September 24, 2008 00:00:00


Mahmuda Shaolin
The country's largest mobile phone company Grameenphone (GP) will sign a 'landmark' deal with the postal department today (Wednesday) to market its products through more than 8,200 rural post offices, officials said Tuesday.
Under the agreement, the GP will utilise the department's network of more than 8000 rural post offices to sell its SIM cards, flexiload and call services in remote parts of the country.
A GP spokesman said his company beat its competitors to win a tender to use Bangladesh Post Office's massive network in its effort to expand telecom services into the rural areas.
The BPO had floated the tender in July, seeking offers from the country's telecom operators to use its rural post offices as marketing outlets.
"It will help us penetrate rural areas and reach telecom services to some of the remotest corners of the country," the GP official said, speaking on condition of anonymity.
The GP has around 21 million subscribers, but more than 70 per cent of its clients are based in cities and district towns.
The company's new chief executive officer Anders Jensen had said the company would this year go deep into the countryside as part its new growth strategy.
BPO director general Mobassher ur Rahman hailed the deal a 'landmark' in his department's history, saying tens of thousands of poorly-paid postmen would be directly benefited from the deal.
"We have estimated that each of our 24,000 rural postmen will earn on an average Tk 1500 a month, in addition to their monthly Tk720 honorarium paid by the BPO," Rahman said.
The agreement would be signed today (Wednesday), Rahman said, adding the deal would be win-win for both sides.
"BPO's village postmen will benefit in three ways: they will earn by selling GP's SIM cards, call services and flexiload facilities to users.

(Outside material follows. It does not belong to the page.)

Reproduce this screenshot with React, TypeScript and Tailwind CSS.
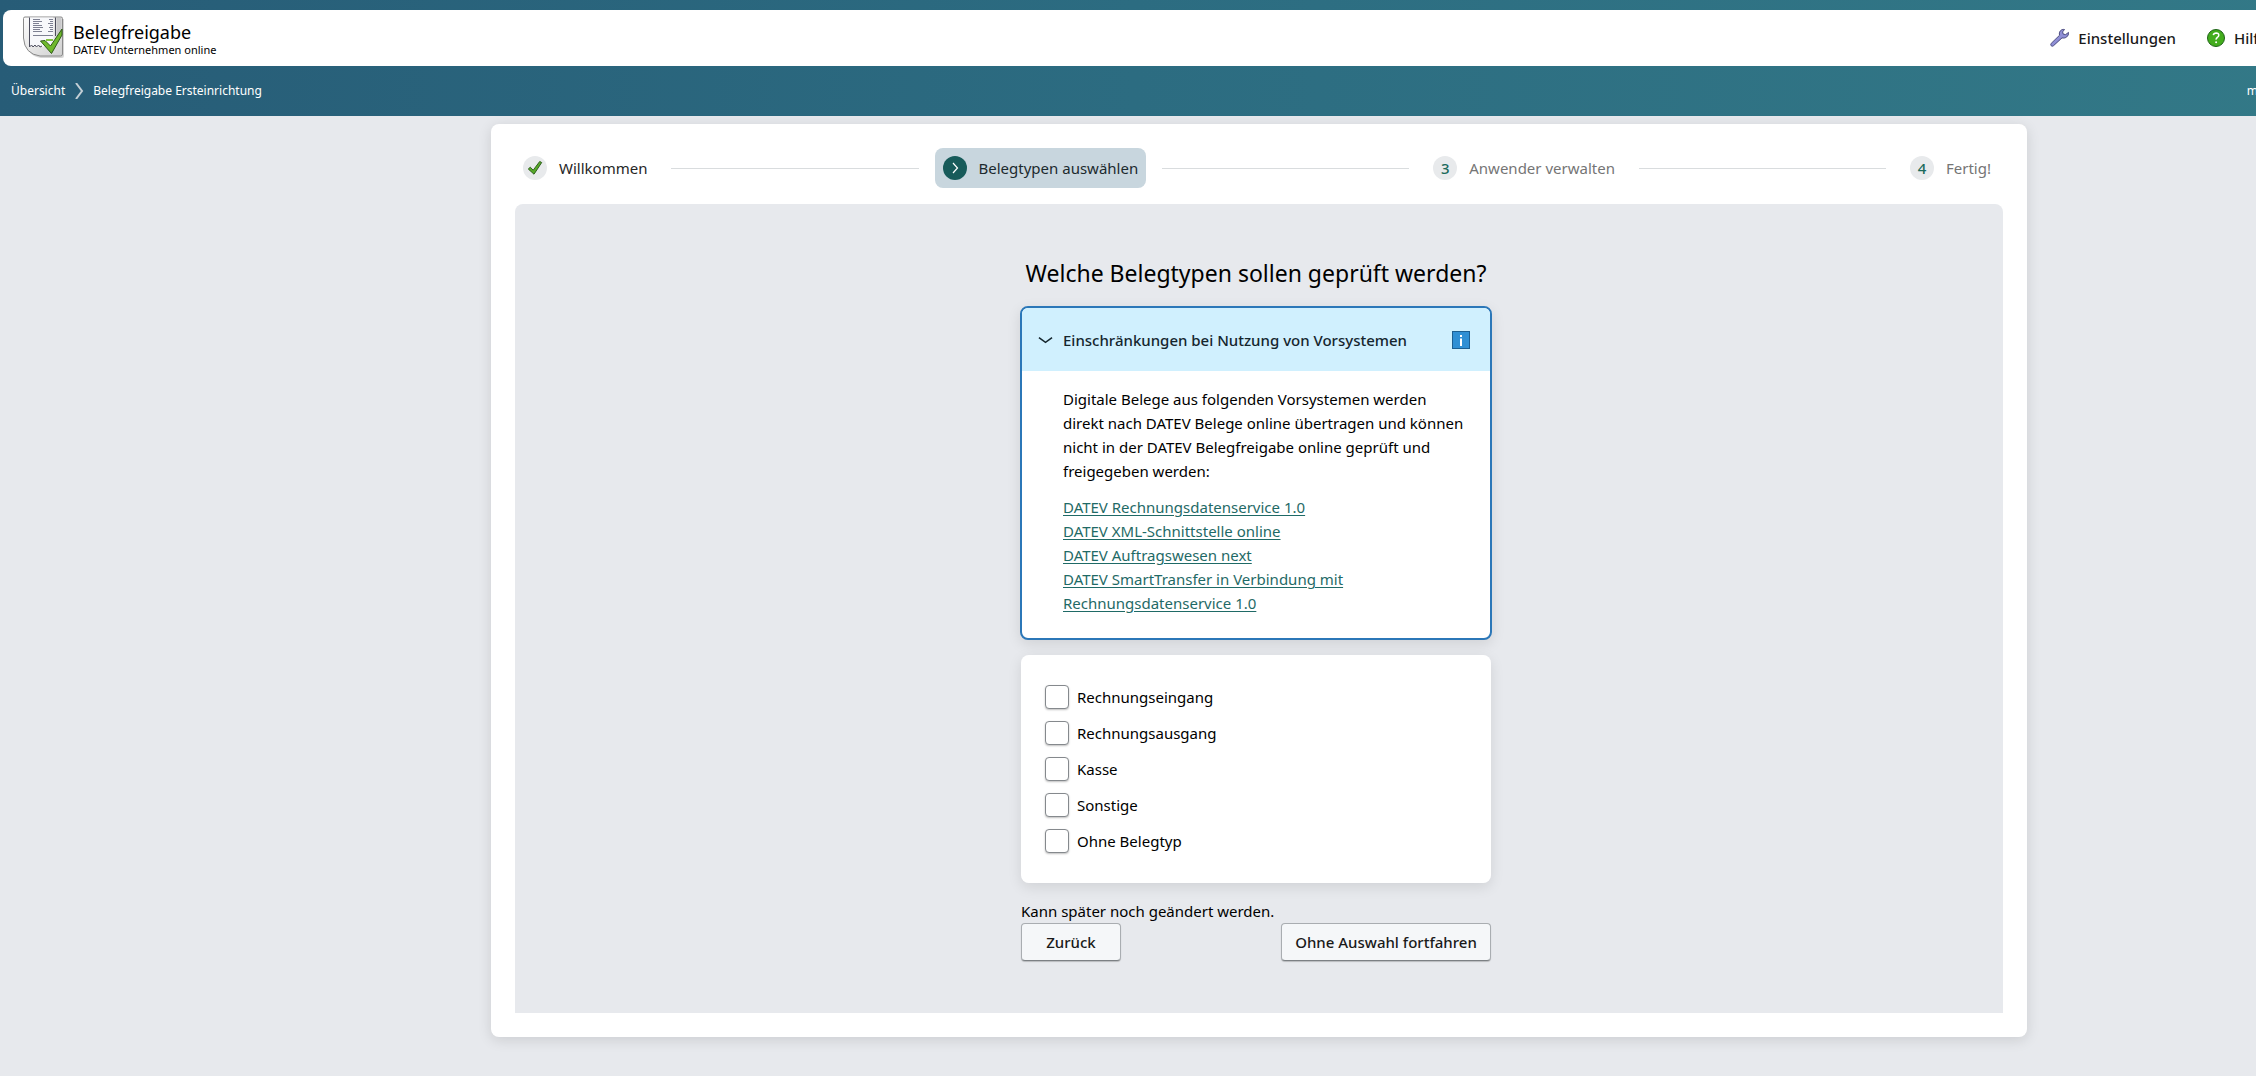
import React, { useState } from "react";

const links = [
  "DATEV Rechnungsdatenservice 1.0",
  "DATEV XML-Schnittstelle online",
  "DATEV Auftragswesen next",
  "DATEV SmartTransfer in Verbindung mit Rechnungsdatenservice 1.0",
];

const voucherTypes = ["Rechnungseingang", "Rechnungsausgang", "Kasse", "Sonstige", "Ohne Belegtyp"];

function AppLogo() {
  return (
    <svg className="size-11 shrink-0" viewBox="0 0 44 44" aria-hidden="true">
      <defs>
        <linearGradient id="sheet" x1="0" y1="0" x2="1" y2="1">
          <stop offset="0" stopColor="#fdfdfd" />
          <stop offset="1" stopColor="#d0d0d0" />
        </linearGradient>
      </defs>
      <path d="M5 3h37v37q0 2-2 2H19Q5 40 3 24z" fill="#000" opacity=".16" />
      <path d="M3 1h36q1.500 0 1.500 1.500V38q0 2-2 2H18Q2.500 38 1.500 22V2.500Q1.500 1 3 1z" fill="url(#sheet)" stroke="#8a8a8a" />
      <path d="M7.500 1.500v29.500l2-1.500 2 1.500 2-1.500 2 1.500 2-1.500 2 1.500 12-2V1.500z" fill="#f7f8fb" />
      <path d="M34.500 2v24l5-8V2z" fill="#c9c9cb" />
      <path d="M7.500 1.500V31l2-2 1.500 2 2-2 1.500 2 2-2 1.500 2 2-1M33.500 1.500V20" fill="none" stroke="#4c4c5c" />
      <path
        d="M11 3.500h7M11 5.500h9M11 7.500h6M11 9.500h9M11 11.500h10M11 13.500h7M11 15.500h9M27 3.500h4M28 5.500h3M26 7.500h5M28 9.500h3M27 11.500h4M28 13.500h3M26 15.500h5M11 19.500h20"
        stroke="#7d8092"
      />
      <path d="M24 24h7" stroke="#84c341" strokeWidth="2" />
      <path d="M18.500 25l4.500-.5 5.500 5.500L40 13v6L29.500 37.500z" fill="#6fb92c" stroke="#2f5a18" strokeLinejoin="round" />
    </svg>
  );
}

function WrenchIcon() {
  return (
    <svg className="size-5" viewBox="0 0 20 20" aria-hidden="true">
      <path
        d="M14.500 1.500C11 .8 8.500 4 9.600 7.200L1.200 15.400c-.6.600-.6 1.600 0 2.300s1.700.6 2.300 0L12 9.900c3.500.9 6.900-1.700 6.500-5.500l-2.900 2.200-2.400-.5-.6-2.200z"
        fill="#8f8fd6"
        stroke="#4b4b80"
        strokeLinejoin="round"
      />
    </svg>
  );
}

function HelpIcon() {
  return (
    <svg className="size-5" viewBox="0 0 20 20" aria-hidden="true">
      <circle cx="10" cy="10" r="8.500" fill="#43ad1d" stroke="#1f6318" />
      <path d="M7.300 7.200Q7.700 5 10.200 5q2.700.1 2.600 2.300 0 1.200-1.500 2.200-1.300.8-1.200 2.100" fill="none" stroke="#fff" strokeWidth="1.500" />
      <circle cx="10.100" cy="14.300" r="1" fill="#fff" />
    </svg>
  );
}

function CheckIcon() {
  return (
    <svg className="size-4" viewBox="0 0 16 16" aria-hidden="true">
      <path d="M1.300 9l2-1.800 2.900 3L12.700 1.500l2 1L7 14.200z" fill="#57ab27" stroke="#2f5f1e" strokeLinejoin="round" />
    </svg>
  );
}

function Chevron({ className, down = false }: { className: string; down?: boolean }) {
  return (
    <svg className={className} viewBox="0 0 16 16" fill="none" stroke="currentColor" aria-hidden="true">
      <path d={down ? "M1 6l7 5 7-5" : "M6 3l4.500 5L6 13"} strokeWidth={down ? 1.6 : 1.2} />
    </svg>
  );
}

function Step({ label, marker, state }: { label: string; marker?: string; state: "done" | "active" | "open" }) {
  const box = state === "active" ? "bg-[#c8d6de] text-[#1c2a2e]" : state === "done" ? "text-[#262626]" : "text-[#757575]";
  const dot = state === "active" ? "bg-[#175b5a] text-white" : "bg-[#e8eaec] text-[#1b6b5c]";
  return (
    <li className={`flex h-10 shrink-0 items-center gap-3 rounded-lg px-2 ${box}`} aria-current={state === "active" ? "step" : undefined}>
      <span className={`flex size-6 items-center justify-center rounded-full font-medium ${dot}`}>
        {state === "done" ? <CheckIcon /> : state === "active" ? <Chevron className="size-4" /> : marker}
      </span>
      {label}
    </li>
  );
}

function StepLine() {
  return <li className="mx-4 h-px flex-1 bg-[#d9dcde]" aria-hidden="true" />;
}

const buttonClass =
  "h-[38px] rounded border border-[#a9adb1] border-b-[#7c8084] bg-[#f5f7f9] font-medium text-[#1a1a1a] shadow-[0_1px_1px_rgba(0,0,0,0.2)]";

export default function App() {
  const [open, setOpen] = useState(true);
  return (
    <div className="min-h-screen overflow-x-hidden bg-[#e7e9ed] font-['Noto_Sans',sans-serif] text-[15px] leading-6 text-black">
      <div className="w-[calc(100%+262px)]">
        <header className="bg-linear-to-r from-[#275c77] via-[#2c6c81] via-45% to-[#347b88] pt-2.5 pl-[3px]">
          <div className="flex h-14 items-center rounded-lg bg-white pr-[206px] pl-[19px]">
            <AppLogo />
            <div className="ml-[7px] flex flex-col pt-1">
              <span className="text-[18px] leading-5">Belegfreigabe</span>
              <span className="text-[11px] leading-4">DATEV Unternehmen online</span>
            </div>
            <nav className="ml-auto flex items-center gap-[30px] text-[#1a1a1a]">
              <button type="button" className="flex items-center gap-2 font-medium">
                <WrenchIcon />
                Einstellungen
              </button>
              <button type="button" className="flex w-[106px] items-center gap-2 font-medium">
                <HelpIcon />
                Hilfe
              </button>
            </nav>
          </div>
          <div className="flex h-[50px] items-center pr-[260px] pl-2 text-xs text-white">
            <nav aria-label="Brotkrumen" className="flex items-center">
              <a href="#uebersicht">Übersicht</a>
              <svg className="mx-1.5 h-4 w-4 text-[#c3cfd6]" viewBox="0 0 16 16" fill="none" stroke="currentColor" strokeWidth="2" aria-hidden="true">
                <path d="M5 0l6 8-6 8" />
              </svg>
              <a href="#ersteinrichtung">Belegfreigabe Ersteinrichtung</a>
            </nav>
            <span className="ml-auto">m</span>
          </div>
        </header>

        <main className="mx-auto mt-2 max-w-[1536px] rounded-lg bg-white p-6 shadow-[0_3px_14px_rgba(0,0,0,0.12)]">
          <ol className="flex items-center pr-1">
            <Step label="Willkommen" state="done" />
            <StepLine />
            <Step label="Belegtypen auswählen" state="active" />
            <StepLine />
            <Step label="Anwender verwalten" marker="3" state="open" />
            <StepLine />
            <Step label="Fertig!" marker="4" state="open" />
          </ol>

          <section className="mt-4 rounded-t-lg bg-[#e7e9ed] pt-[53px] pr-1.5 pb-[52px]">
            <div className="mx-auto max-w-[472px]">
              <h1 className="text-center text-[23px] leading-8">Welche Belegtypen sollen geprüft werden?</h1>

              <div className="mt-[17px] overflow-hidden rounded-lg border-2 border-[#2b77b8] bg-white shadow-[0_4px_14px_rgba(0,0,0,0.1)]">
                <button
                  type="button"
                  aria-expanded={open}
                  onClick={() => setOpen(!open)}
                  className="flex h-[63px] w-full items-center bg-[#d0f0fe] pr-5 pl-4 font-medium text-[#15262e]"
                >
                  <Chevron className="mr-[10px] size-[15px]" down />
                  Einschränkungen bei Nutzung von Vorsystemen
                  <svg className="ml-auto size-[18px]" viewBox="0 0 18 18" aria-hidden="true">
                    <rect x=".5" y=".5" width="17" height="17" fill="#2f8fd4" stroke="#1c5f92" />
                    <path d="M8 4h2v2H8zM8 7.500h2V15H8z" fill="#fff" />
                  </svg>
                </button>
                {open && (
                  <div className="pt-4 pr-5 pb-[23px] pl-[41px]">
                    <p>
                      Digitale Belege aus folgenden Vorsystemen werden direkt nach DATEV Belege online übertragen und können nicht in
                      der DATEV Belegfreigabe online geprüft und freigegeben werden:
                    </p>
                    <ul className="mt-3 pr-16 text-[#1f6a66]">
                      {links.map((l) => (
                        <li key={l}>
                          <a href="#info" className="underline underline-offset-2">
                            {l}
                          </a>
                        </li>
                      ))}
                    </ul>
                  </div>
                )}
              </div>

              <fieldset className="mx-px mt-[15px] flex flex-col gap-3 rounded-lg bg-white px-6 py-[30px] shadow-[0_4px_14px_rgba(0,0,0,0.1)]">
                {voucherTypes.map((t) => (
                  <label key={t} className="flex items-center gap-2">
                    <input
                      type="checkbox"
                      className="size-6 appearance-none rounded border border-[#85898d] bg-white shadow-[0_1px_2px_rgba(0,0,0,0.25)] checked:bg-[#175b5a]"
                    />
                    {t}
                  </label>
                ))}
              </fieldset>

              <p className="mx-px mt-4">Kann später noch geändert werden.</p>
              <div className="mx-px flex justify-between">
                <button type="button" className={`${buttonClass} w-[100px]`}>
                  Zurück
                </button>
                <button type="button" className={`${buttonClass} w-[210px]`}>
                  Ohne Auswahl fortfahren
                </button>
              </div>
            </div>
          </section>
        </main>
      </div>
    </div>
  );
}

GP will give them commission on the amount of sales," he said.
As part of the deal, each of the BPO's 8200 will also be named as GP Public Call Office (PCO).
He said the deal comes as a crucial time for the department.
"It will be a saviour for the rural postmen who have been severely affected by price hike of food and commodities," Rahman said, adding the department will also earn Tk 10 million as annual commission.
The deal caps an eventful year for the BPO, which had earlier signed a ground-breaking agreement with global money transfer company, Western Union, under which some 450 post-offices started delivering money transferred by the US company.
The BPO also signed a remittance delivery agreement with two international banks, Standard Chartered and Citibank N.A, and several private commercial banks (PCBs) for delivering remittances.
The BPO --- one of the country's oldest department with over 40,000 employees --- incur losses of around Tk 1.25 billion a year.
Its new chief is desperately searching new business avenues to make the department profitable, as its traditional services have already been poached by private courier operators.